TASK DESCRIPTION:
Nothing after the line with "number; label?: string" belongs in the copy; extract the lines below from the top through that line, pictures left out.

━━━ SUPPLIED MATERIAL

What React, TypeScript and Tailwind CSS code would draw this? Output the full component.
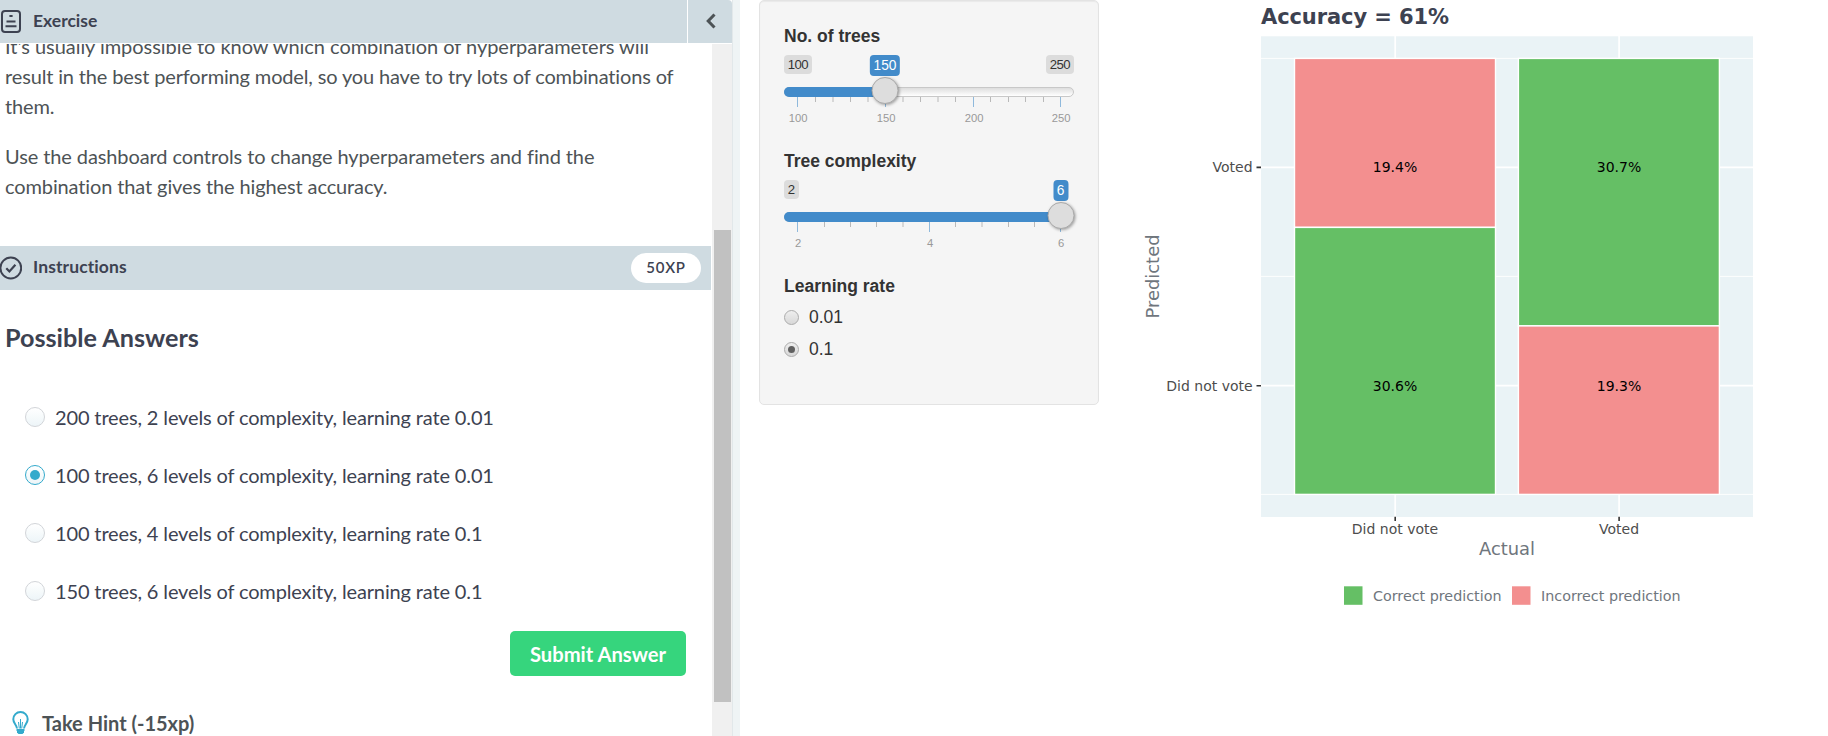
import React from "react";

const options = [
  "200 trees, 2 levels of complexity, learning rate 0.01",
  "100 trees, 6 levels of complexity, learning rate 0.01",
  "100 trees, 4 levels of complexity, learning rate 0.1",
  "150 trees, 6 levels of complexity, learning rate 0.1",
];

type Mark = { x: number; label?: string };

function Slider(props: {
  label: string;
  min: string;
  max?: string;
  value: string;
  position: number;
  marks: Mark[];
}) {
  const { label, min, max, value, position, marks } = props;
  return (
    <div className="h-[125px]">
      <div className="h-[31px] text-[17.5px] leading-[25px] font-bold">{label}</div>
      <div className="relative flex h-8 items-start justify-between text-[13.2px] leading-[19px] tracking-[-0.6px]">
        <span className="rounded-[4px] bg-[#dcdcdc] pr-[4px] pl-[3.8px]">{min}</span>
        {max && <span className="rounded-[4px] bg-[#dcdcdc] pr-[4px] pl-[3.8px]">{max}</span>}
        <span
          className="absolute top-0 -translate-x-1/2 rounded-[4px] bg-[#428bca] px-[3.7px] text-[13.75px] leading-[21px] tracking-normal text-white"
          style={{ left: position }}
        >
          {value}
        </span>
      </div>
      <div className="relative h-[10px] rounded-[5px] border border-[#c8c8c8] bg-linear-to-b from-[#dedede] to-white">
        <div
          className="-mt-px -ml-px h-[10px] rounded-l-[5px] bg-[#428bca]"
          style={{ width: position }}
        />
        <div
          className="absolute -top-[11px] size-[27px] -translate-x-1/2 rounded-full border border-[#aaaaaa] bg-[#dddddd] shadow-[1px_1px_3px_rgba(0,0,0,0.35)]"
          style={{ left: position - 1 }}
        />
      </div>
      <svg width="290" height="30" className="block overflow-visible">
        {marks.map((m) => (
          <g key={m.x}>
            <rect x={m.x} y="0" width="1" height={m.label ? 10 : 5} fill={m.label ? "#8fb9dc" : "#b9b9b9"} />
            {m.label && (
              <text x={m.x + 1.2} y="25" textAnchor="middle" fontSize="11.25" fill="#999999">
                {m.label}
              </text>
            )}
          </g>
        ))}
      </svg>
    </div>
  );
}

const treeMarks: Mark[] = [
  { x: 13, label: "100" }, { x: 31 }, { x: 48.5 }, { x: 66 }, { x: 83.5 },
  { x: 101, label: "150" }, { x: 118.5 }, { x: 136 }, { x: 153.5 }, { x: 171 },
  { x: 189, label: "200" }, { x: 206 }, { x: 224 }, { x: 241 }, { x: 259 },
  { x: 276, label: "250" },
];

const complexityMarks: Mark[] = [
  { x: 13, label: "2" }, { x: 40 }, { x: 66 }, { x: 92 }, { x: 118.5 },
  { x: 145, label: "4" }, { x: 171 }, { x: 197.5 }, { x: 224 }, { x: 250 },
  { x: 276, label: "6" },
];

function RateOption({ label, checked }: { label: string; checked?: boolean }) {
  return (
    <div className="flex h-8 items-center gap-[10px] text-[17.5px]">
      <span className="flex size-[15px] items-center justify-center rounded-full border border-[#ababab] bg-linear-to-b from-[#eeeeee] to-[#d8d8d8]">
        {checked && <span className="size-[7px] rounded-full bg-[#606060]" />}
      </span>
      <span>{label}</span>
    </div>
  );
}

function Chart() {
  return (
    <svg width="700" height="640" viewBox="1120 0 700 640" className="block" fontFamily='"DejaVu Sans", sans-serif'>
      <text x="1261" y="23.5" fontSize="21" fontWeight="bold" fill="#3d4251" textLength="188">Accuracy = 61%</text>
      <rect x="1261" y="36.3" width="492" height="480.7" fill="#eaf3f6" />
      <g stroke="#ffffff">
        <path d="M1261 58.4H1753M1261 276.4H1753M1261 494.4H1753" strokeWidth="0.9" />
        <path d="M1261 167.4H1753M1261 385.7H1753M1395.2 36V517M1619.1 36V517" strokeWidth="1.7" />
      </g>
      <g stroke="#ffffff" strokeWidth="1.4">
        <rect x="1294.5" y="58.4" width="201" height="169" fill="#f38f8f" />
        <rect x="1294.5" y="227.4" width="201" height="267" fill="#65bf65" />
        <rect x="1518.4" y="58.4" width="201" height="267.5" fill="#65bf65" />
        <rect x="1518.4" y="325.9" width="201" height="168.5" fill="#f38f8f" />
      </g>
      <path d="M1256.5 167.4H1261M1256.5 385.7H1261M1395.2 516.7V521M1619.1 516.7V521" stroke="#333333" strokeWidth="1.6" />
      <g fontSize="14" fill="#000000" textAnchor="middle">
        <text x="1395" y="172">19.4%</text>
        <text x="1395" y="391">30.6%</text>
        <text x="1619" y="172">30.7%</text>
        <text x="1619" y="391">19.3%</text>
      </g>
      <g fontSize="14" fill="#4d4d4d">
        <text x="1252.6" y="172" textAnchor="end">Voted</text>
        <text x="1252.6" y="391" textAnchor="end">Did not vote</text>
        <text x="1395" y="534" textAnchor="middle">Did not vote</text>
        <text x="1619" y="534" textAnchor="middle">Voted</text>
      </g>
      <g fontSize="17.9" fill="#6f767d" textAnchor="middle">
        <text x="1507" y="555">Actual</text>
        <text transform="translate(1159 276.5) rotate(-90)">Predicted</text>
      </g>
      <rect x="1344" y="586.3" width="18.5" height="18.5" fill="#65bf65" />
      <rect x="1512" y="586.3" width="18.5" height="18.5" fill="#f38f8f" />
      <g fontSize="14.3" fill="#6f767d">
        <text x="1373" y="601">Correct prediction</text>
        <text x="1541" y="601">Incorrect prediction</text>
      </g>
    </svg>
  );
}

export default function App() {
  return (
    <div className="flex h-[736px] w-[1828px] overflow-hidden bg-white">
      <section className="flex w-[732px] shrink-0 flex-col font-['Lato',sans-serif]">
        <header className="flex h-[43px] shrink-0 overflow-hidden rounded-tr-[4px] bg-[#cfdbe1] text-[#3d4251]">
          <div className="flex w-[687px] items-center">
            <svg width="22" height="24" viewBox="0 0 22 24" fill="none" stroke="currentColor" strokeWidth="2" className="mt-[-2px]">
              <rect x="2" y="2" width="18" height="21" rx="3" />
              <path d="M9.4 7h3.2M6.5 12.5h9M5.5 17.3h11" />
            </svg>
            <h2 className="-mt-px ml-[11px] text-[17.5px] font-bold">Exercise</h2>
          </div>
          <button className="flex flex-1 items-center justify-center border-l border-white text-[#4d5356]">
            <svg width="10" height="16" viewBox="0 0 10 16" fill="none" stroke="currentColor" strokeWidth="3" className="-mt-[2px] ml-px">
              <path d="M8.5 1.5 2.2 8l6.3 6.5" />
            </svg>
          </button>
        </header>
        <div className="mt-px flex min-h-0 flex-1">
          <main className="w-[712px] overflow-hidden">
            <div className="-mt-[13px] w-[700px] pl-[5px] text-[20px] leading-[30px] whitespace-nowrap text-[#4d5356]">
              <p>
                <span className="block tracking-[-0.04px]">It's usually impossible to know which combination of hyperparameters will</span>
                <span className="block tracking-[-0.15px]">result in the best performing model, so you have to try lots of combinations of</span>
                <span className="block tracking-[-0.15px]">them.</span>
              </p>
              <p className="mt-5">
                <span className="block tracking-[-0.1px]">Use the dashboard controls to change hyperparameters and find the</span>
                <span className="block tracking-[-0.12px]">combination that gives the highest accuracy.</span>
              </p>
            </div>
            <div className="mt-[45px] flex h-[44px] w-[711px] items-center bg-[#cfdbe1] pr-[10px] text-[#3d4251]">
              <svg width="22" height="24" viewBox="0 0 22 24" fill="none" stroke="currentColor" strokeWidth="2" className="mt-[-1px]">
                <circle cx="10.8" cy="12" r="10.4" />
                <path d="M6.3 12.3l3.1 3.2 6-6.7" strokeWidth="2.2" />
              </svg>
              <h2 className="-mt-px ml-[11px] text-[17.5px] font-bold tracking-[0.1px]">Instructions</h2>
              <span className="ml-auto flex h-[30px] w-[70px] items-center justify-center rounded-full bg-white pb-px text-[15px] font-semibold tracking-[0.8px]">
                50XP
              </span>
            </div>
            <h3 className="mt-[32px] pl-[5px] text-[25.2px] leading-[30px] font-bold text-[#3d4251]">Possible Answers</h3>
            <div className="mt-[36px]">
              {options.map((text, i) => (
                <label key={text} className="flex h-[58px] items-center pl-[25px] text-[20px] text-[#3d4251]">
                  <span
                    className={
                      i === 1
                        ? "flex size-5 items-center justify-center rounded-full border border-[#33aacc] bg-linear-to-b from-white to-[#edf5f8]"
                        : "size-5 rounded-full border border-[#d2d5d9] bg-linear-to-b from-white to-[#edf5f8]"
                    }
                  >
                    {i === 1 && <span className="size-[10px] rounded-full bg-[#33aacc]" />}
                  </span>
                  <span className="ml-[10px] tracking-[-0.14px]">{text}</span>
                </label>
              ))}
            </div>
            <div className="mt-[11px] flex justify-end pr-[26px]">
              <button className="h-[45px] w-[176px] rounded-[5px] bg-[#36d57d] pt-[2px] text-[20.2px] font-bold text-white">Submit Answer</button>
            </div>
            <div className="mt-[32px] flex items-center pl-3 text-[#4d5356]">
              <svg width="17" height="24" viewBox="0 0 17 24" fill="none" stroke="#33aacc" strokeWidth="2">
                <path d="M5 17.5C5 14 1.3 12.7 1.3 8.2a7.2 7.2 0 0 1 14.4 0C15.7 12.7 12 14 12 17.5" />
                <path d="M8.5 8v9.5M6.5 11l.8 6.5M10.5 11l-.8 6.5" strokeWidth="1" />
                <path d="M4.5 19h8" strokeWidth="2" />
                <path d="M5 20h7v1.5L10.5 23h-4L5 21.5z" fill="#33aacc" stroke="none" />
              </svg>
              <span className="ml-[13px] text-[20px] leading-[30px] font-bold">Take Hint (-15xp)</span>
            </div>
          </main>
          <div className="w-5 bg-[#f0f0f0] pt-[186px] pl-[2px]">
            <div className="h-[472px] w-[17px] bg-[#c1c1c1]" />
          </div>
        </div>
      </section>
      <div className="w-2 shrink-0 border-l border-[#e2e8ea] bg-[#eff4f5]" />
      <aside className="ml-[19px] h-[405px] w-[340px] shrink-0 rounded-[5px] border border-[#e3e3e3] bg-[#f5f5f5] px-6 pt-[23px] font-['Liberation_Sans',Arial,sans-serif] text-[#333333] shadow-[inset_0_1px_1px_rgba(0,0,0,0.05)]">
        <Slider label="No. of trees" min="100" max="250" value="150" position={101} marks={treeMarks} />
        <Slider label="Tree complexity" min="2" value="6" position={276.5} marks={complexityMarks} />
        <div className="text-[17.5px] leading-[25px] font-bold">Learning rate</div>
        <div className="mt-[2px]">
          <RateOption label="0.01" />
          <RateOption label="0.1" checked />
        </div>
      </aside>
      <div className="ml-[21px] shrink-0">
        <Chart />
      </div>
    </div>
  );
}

━━━━━━

ANSWER TO THE TASK:
What React, TypeScript and Tailwind CSS code would draw this? Output the full component.
import React from "react";

const options = [
  "200 trees, 2 levels of complexity, learning rate 0.01",
  "100 trees, 6 levels of complexity, learning rate 0.01",
  "100 trees, 4 levels of complexity, learning rate 0.1",
  "150 trees, 6 levels of complexity, learning rate 0.1",
];

type Mark = { x: number; label?: string };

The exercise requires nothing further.